Simon, though he did not tell the other boys of his vision, was incapable of forgetting. He was the observant character, the quiet philosopher. He was often alone, sometimes by his own choice, and he liked to wander into the peaceful jungle. He sincerely cared about the other boys, sometimes helping the young ones to fetch fruit, yet "Simon turned away from them and went where the just perceptible path led him. Soon high jungle closed in" (56). He loved solitude and yet felt loneliness; he was alien to the other boys. The boys did not think anyone would be stupid enough to go into the jungle by night: "The assembly grinned at the thought of going out into the darkness. Then Simon stood up and Ralph looked at him in astonishment" (85). Many of the boys even thought he was "batty" because he left the group to spend time in a place they feared. But Simon did not fear the jungle, and he did not fear the Beast. "'Maybe,' he said hesitantly, 'maybe there is a beast. . . . maybe it's only us'" (89).

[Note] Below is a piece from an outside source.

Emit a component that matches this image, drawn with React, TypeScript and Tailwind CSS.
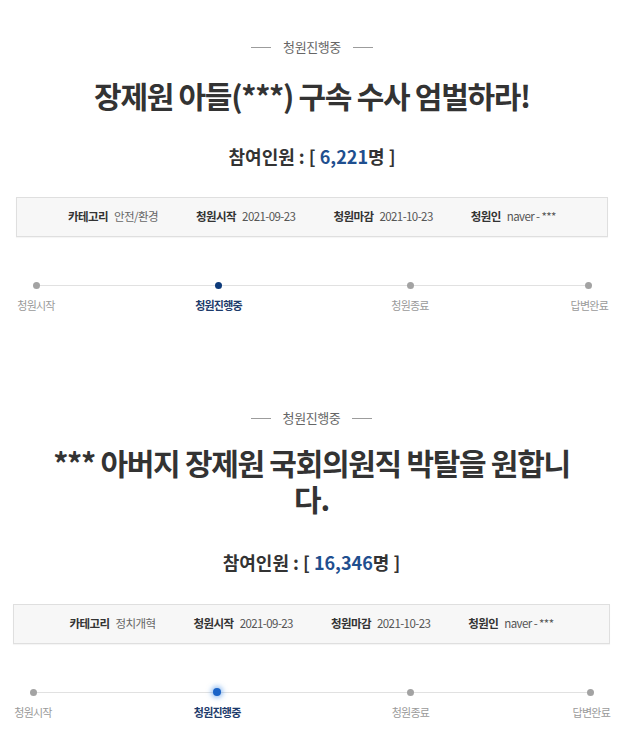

The Beast takes many forms in the boys' imaginations; once, they saw a strange shape moving at the top of a mountain, and they were afraid that it was the Beast. No one dared to go near it save Simon, who went alone to the mountaintop during one of his sojourns; he discovered that the Beast was only a dead parachuter whose gear shifted in the wind. Ironically, the dead man was a soldier, a symbol of the savagery that was the true Beast. However, Simon's compassion showed again as he braved the stench to cut the parachute from the corpse; he laid the Beast to rest. With this act of his pensive and generous nature, he proved what a good leader he could have been.

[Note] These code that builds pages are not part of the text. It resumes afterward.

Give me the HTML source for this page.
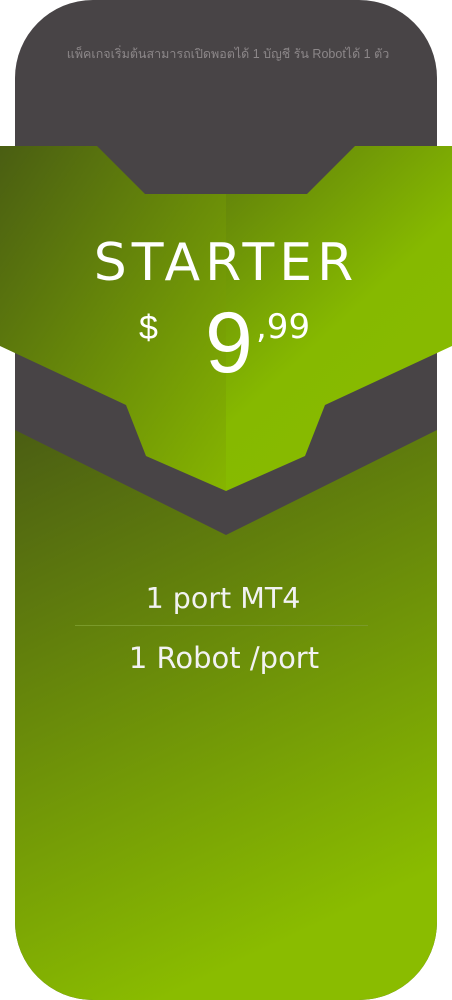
<!DOCTYPE html>
<html><head><meta charset="utf-8"><style>
html,body{margin:0;padding:0;background:#fff;width:452px;height:1000px;overflow:hidden}
svg{display:block}
</style></head><body>
<svg width="452" height="1000" viewBox="0 0 452 1000" xmlns="http://www.w3.org/2000/svg">
<defs>
<linearGradient id="bot" x1="0" y1="0" x2="0.35" y2="1">
<stop offset="0" stop-color="#4b5e13"/>
<stop offset="1" stop-color="#8abc00"/>
</linearGradient>
<linearGradient id="gl" x1="0" y1="0" x2="1" y2="1">
<stop offset="0" stop-color="#4a5e12"/>
<stop offset="1" stop-color="#86b500"/>
</linearGradient>
<linearGradient id="gr" x1="0" y1="0" x2="0.6" y2="1">
<stop offset="0" stop-color="#5e7c0c"/>
<stop offset="0.6" stop-color="#86b900"/>
<stop offset="1" stop-color="#88bb00"/>
</linearGradient>
<clipPath id="card"><rect x="15" y="0" width="422" height="1000" rx="78" ry="78"/></clipPath>
</defs>
<g clip-path="url(#card)">
<rect x="15" y="0" width="422" height="1000" fill="#484446"/>
<path d="M15 430 L226 535 L437 430 L437 1000 L15 1000 Z" fill="url(#bot)"/>
</g>
<path d="M0 146 L97 146 L145 194 L226 194 L226 491 L146 456 L126 405 L0 346 Z" fill="url(#gl)"/>
<path d="M226 194 L307 194 L355 146 L452 146 L452 346 L325 405 L305 456 L226 491 Z" fill="url(#gr)"/>
<text x="228" y="58" text-anchor="middle" font-family="'Liberation Sans','Noto Sans CJK SC',sans-serif" font-size="12.5" fill="#8c8789">แพ็คเกจเริ่มต้นสามารถเปิดพอตได้ 1 บัญชี รัน Robotได้ 1 ตัว</text>
<text x="226" y="280" text-anchor="middle" font-family="'DejaVu Sans','Liberation Sans',sans-serif" font-size="52" letter-spacing="5" fill="#fff">STARTER</text>
<text x="139" y="339" font-family="'Liberation Sans',sans-serif" font-size="34" fill="#fff">$</text>
<text x="205" y="372" font-family="'Liberation Sans',sans-serif" font-size="86" fill="#fff">9</text>
<text x="256" y="338" font-family="'DejaVu Sans','Liberation Sans',sans-serif" font-size="34" fill="#fff">,99</text>
<text x="223" y="608" text-anchor="middle" font-family="'DejaVu Sans','Liberation Sans',sans-serif" font-size="28.5" fill="#f2f2f2">1 port MT4</text>
<line x1="75" y1="625.5" x2="368" y2="625.5" stroke="#7a9a2a" stroke-width="1"/>
<text x="224" y="668" text-anchor="middle" font-family="'DejaVu Sans','Liberation Sans',sans-serif" font-size="29" fill="#f2f2f2">1 Robot /port</text>
</svg>
</body></html>
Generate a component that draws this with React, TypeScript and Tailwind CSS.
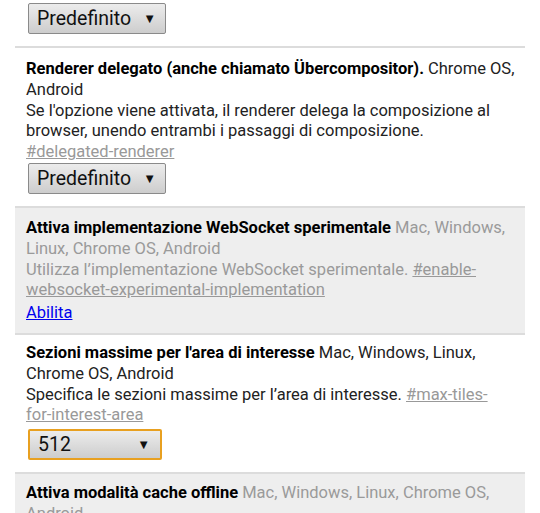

The other boys would never have chosen him as a leader, though. Simon had one terrible weakness, a type of hemophilia that caused nosebleeds. He often passed out from the loss of blood; he was not as energetic as the other boys, and his resulting clumsiness made him appear not only weak but somewhat stupid. "For a moment or two, Simon was happy to be accepted" (104), but these few moments were rare. Between his illness and his preference for solitude, Simon was too different from the other boys. They would take no weaklings or prophets for leaders. The leaders they did choose, Ralph and Jack, boys of twelve years, were the symbolic representations of ignorance and savagery.
Ralph and Jack were in almost constant conflict, so the boys on the island became accustomed to extremes in their leaders. One night, Jack--against Ralph's protests--led the boys in a hunting dance. A barely-visible figure emerged from the jungle, and the mob of wild boys attacked it and killed it. "'It was an accident,' said Piggy suddenly. . . . 'He hadn't no business crawling like that out of the dark'" (157). Simon had come out of the jungle after a dizzy spell, and the boys mistook the prophet for the Beast. Later, the boys realized what they had done, and after they murdered the one boy who represented truth, they lied about it: "'We never done nothing, we never seen nothing'" (158).
Truth did die with Simon. He did not tell them about the true nature of the Beast. Had he lived, he probably would not have told them about the real Beast, either. The reader might blame Simon for the entire tragedy because, in the contemporary idea of justice, those who see a crime and do nothing to stop it are as guilty as those who commit the crime. Simon, being fearful of the other boys, yet wanting their acceptance, did not fight their savagery and ignorance.
However, Simon was not part of the contemporary civilization and cannot be judged by that society's laws. His society was the state of pure human nature, and if his weakness was his fear, his compatriots' savagery justifies that weakness. If his flaw was his desire to be accepted, then he was no different from any of the other boys. Simon was just as human as all the children on the island, abandoned to "the end of innocence, the darkness of man's heart" (202). If the truth died with Simon, it died because human nature hates prophets, because humans naturally live in savagery and ignorance.
For A.P. Senior English, October 1994.